Predictive Maintenance in the Data Center

Shutdowns and maintenance outages are toxic to the efficiency of data centers. Operators are now using predictive maintenance to optimize their facilities.

When looking to the future, we have long since swapped the mystic’s crystal ball for the IT-based disciplines of analytics and business intelligence. These modern methodologies are typically used to mine historical data, draw lessons from the past, and thus understand the present. Today, they are being succeeded by data science, which aims to offer insights into the future that would challenge the fabled Oracle of Delphi. But while the Oracle only spoke on the seventh day of each month (outside of the annual winter shutdown), this modern mathematical and analytical functionality is available 24/7.

The simplest form of analytics is pure statistics, i.e., the collection and visualization of data for a chosen range of indicators. The information value can be significantly enhanced by adding more dimensions. This is a classic data warehouse-based technology known as online analytical processing (OLAP). For greater insight and relevance, we can use predictive analytics, where future system behavior is calculated using models derived from historical data and logical relationships. The accuracy of a prediction is, of course, entirely dependent on the quality of the data and model used. The three-day weather forecast, for instance, is relatively accurate because the model is sufficiently sophisticated and reliable. Longer-term forecasts, on the other hand, involve too many factors that are still considered incalculable.

The data center is another place where predictive analytics is increasingly important. The main applications in this case are predictive maintenance models that operators use to eliminate fault-related downtime and to optimize service intervals based on specific local requirements. The rate at which an air-conditioning filter becomes blocked with particles, for example, is dependent on the concentration of dust in the air passing through it. Data centers that use free-air cooling and are located in urban areas (or areas with high volcanic activity) have a clear disadvantage here compared with traditional sealed facilities. Rather than creating maintenance agreements with the same fixed intervals for the replacement or cleaning of filters regardless of operating environment, it is therefore more efficient to calculate specific service dates based on actual local conditions. As with filters, it is possible to automatically adjust the maintenance intervals for batteries, UPSs, pumps, generators, and many other data center components.

Outages by numbers
Outages by numbers

Since it is obviously unwise to wait until a filter is completely blocked and the device shuts down, operators should calculate the optimum service date in advance, taking account of the lead times required for planning and implementing the work. In addition to general indicators, such as running time (number of hours in operation), there are more sophisticated and reliable methods for calculating the condition of a component, which are based on measured data and comparisons.
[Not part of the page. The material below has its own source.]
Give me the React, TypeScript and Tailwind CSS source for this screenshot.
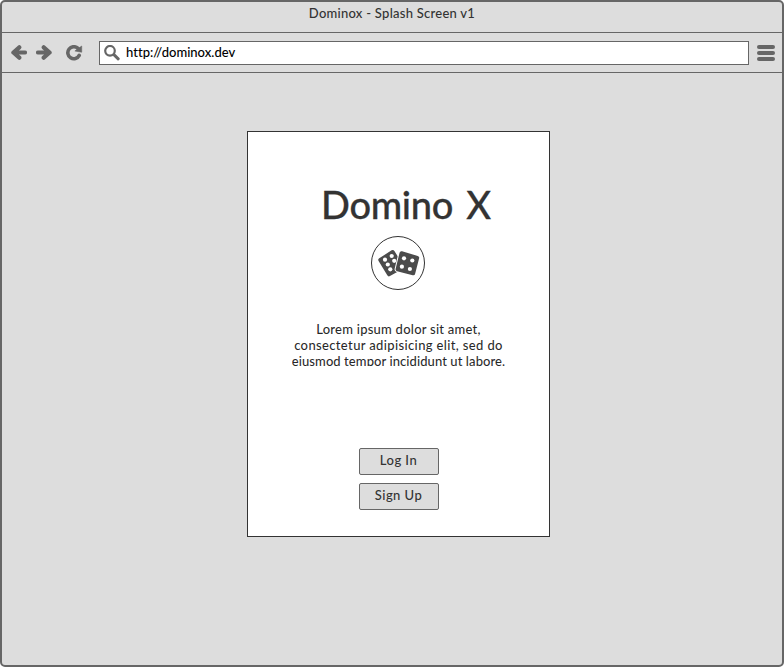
import type { ReactNode } from "react";

function BackArrow() {
  return (
    <svg width="16" height="16" viewBox="0 0 16 16" fill="none" stroke="#666" strokeWidth="4.2" strokeLinecap="round" strokeLinejoin="round">
      <path d="M3 7.5h11M8.3 2.3 2.4 7.5l5.9 5.2" />
    </svg>
  );
}

function ForwardArrow() {
  return (
    <svg width="16" height="16" viewBox="0 0 16 16" fill="none" stroke="#666" strokeWidth="4.2" strokeLinecap="round" strokeLinejoin="round">
      <path d="M2 7.5h11M7.7 2.3l5.9 5.2-5.9 5.2" />
    </svg>
  );
}

function Reload() {
  return (
    <svg width="17" height="16" viewBox="0 0 17 16">
      <path d="M12 3.4A6 6 0 1 0 13.2 10.4" fill="none" stroke="#666" strokeWidth="3.6" strokeLinecap="round" />
      <path d="M15.7 1v6.2L8.9 6z" fill="#666" stroke="#666" strokeWidth="0.6" strokeLinejoin="round" />
    </svg>
  );
}

function Magnifier() {
  return (
    <svg width="16" height="16" viewBox="0 0 16 16" fill="none" stroke="#666" strokeLinecap="round">
      <circle cx="6" cy="5.8" r="4.8" strokeWidth="2.2" />
      <path d="m10.4 10.2 3.8 3.6" strokeWidth="3" />
    </svg>
  );
}

function DiceLogo() {
  return (
    <svg className="relative -left-px" width="54" height="54" viewBox="0 0 54 54">
      <circle cx="27" cy="27" r="26.5" fill="#fff" stroke="#333" />
      <path d="M9.3 24 21.7 16 31 31 18 38.3z" fill="#4b4b4b" stroke="#4b4b4b" strokeWidth="4" strokeLinejoin="round" />
      <g fill="#fff">
        <circle cx="14" cy="23.7" r="2.1" />
        <circle cx="20.7" cy="20" r="2.1" />
        <circle cx="23.2" cy="24.8" r="2.1" />
        <circle cx="16.8" cy="28.5" r="2.1" />
        <circle cx="19.3" cy="33.3" r="2.1" />
      </g>
      <path d="M30.5 17.2 46.2 21.8 42.2 37.3 26.6 33.2z" fill="#fff" stroke="#fff" strokeWidth="6" strokeLinejoin="round" />
      <path d="M30.5 17.2 46.2 21.8 42.2 37.3 26.6 33.2z" fill="#4b4b4b" stroke="#4b4b4b" strokeWidth="4" strokeLinejoin="round" />
      <g fill="#fff">
        <circle cx="33" cy="22.3" r="2.1" />
        <circle cx="41.3" cy="24.5" r="2.1" />
        <circle cx="30.9" cy="30.7" r="2.1" />
        <circle cx="38.9" cy="33" r="2.1" />
      </g>
    </svg>
  );
}

function Button({ children }: { children: ReactNode }) {
  return (
    <button className="block h-[27px] w-20 rounded-[2px] border border-[#666] bg-[#ddd] pb-0.5 text-center leading-[23px]">
      {children}
    </button>
  );
}

export default function App() {
  return (
    <div className="h-[667px] w-[784px] bg-white font-['Lato',sans-serif] text-[13px] font-medium text-[#333]">
      <div className="flex h-full flex-col rounded-[5px] border-2 border-[#666] bg-[#ddd]">
        <header className="h-[31px] shrink-0 border-b border-[#666] text-center leading-[23px]">
          <span className="tracking-[0.26px]">Dominox - Splash Screen v1</span>
        </header>
        <nav className="flex h-10 shrink-0 items-center border-b border-[#666] pl-[9px] pr-[7px]">
          <BackArrow />
          <span className="ml-[9px]"><ForwardArrow /></span>
          <span className="ml-[14px]"><Reload /></span>
          <div className="ml-4 flex h-6 w-[650px] shrink-0 items-center border border-[#666] bg-white pl-1">
            <Magnifier />
            <span className="ml-[6px] mt-px tracking-[0.02px] text-black">http://dominox.dev</span>
          </div>
          <div className="ml-2 flex w-[18px] shrink-0 flex-col gap-[2px]">
            <i className="h-1 rounded-full bg-[#666]" />
            <i className="h-1 rounded-full bg-[#666]" />
            <i className="h-1 rounded-full bg-[#666]" />
          </div>
        </nav>
        <main className="flex flex-1 flex-col pl-[245px] pt-[58px]">
          <section className="flex h-[406px] w-[303px] flex-col items-center border border-[#333] bg-white">
            <h1 className="ml-[15px] mt-[48px] h-14 whitespace-nowrap text-[38px] leading-[48px] tracking-[-0.3px] [-webkit-text-stroke:0.3px_#333] [word-spacing:4px]">Domino X</h1>
            <DiceLogo />
            <div className="mt-[31px] h-[45px] overflow-hidden whitespace-nowrap text-center leading-4 text-black/85">
              <p className="tracking-[0.24px]">Lorem ipsum dolor sit amet,</p>
              <p className="tracking-[0.36px]">consectetur adipisicing elit, sed do</p>
              <p className="tracking-[0.08px]">eiusmod tempor incididunt ut labore.</p>
            </div>
            <div className="mt-[82px] flex flex-col gap-2">
              <Button><span className="tracking-[0.45px]">Log In</span></Button>
              <Button><span className="tracking-[0.45px]">Sign Up</span></Button>
            </div>
          </section>
        </main>
      </div>
    </div>
  );
}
A blocked filter, for example, reduces the flow of air, which can easily be monitored using a customized algorithm that compares the rotational speed of the fans with the resulting air-flow rate. Past changes, meanwhile, provide the basis for future predictions as some systems are equipped with machine learning functionality and an ever-increasing number of influencing factors are incorporated into models.

“Past changes provide the basis for future predictions as some systems are equipped with machine learning functionality and an ever-increasing number of influencing factors are incorporated into models – and it is already available today.”
Oliver Lindner, Head of Business Line DCIM

With the processing power available today, most of these calculations are performed in real time. The major benefit of predictive maintenance is the ability to detect emerging technical issues before they cause a system to shut down. Compared with fixed-interval servicing, predictive maintenance offers a reduction in enforced downtime as well as shorter outage periods while system components are being serviced. It also reduces the cost of complying with agreed service levels, since operators only have to perform tasks that are actually required and need fewer replacement parts to do so.

In today’s data centers, predictive maintenance is used primarily in conjunction with the new generation of cooling systems. These systems have already proven their reliability and worth, so it is reasonable to assume that in the not too distant future predictive maintenance will be widely deployed as an off-the-shelf technology. And that is good news for the industry, because when data centers are maintained with this level of efficiency they can be used more effectively for really important tasks. Such as 14-day weather forecasts.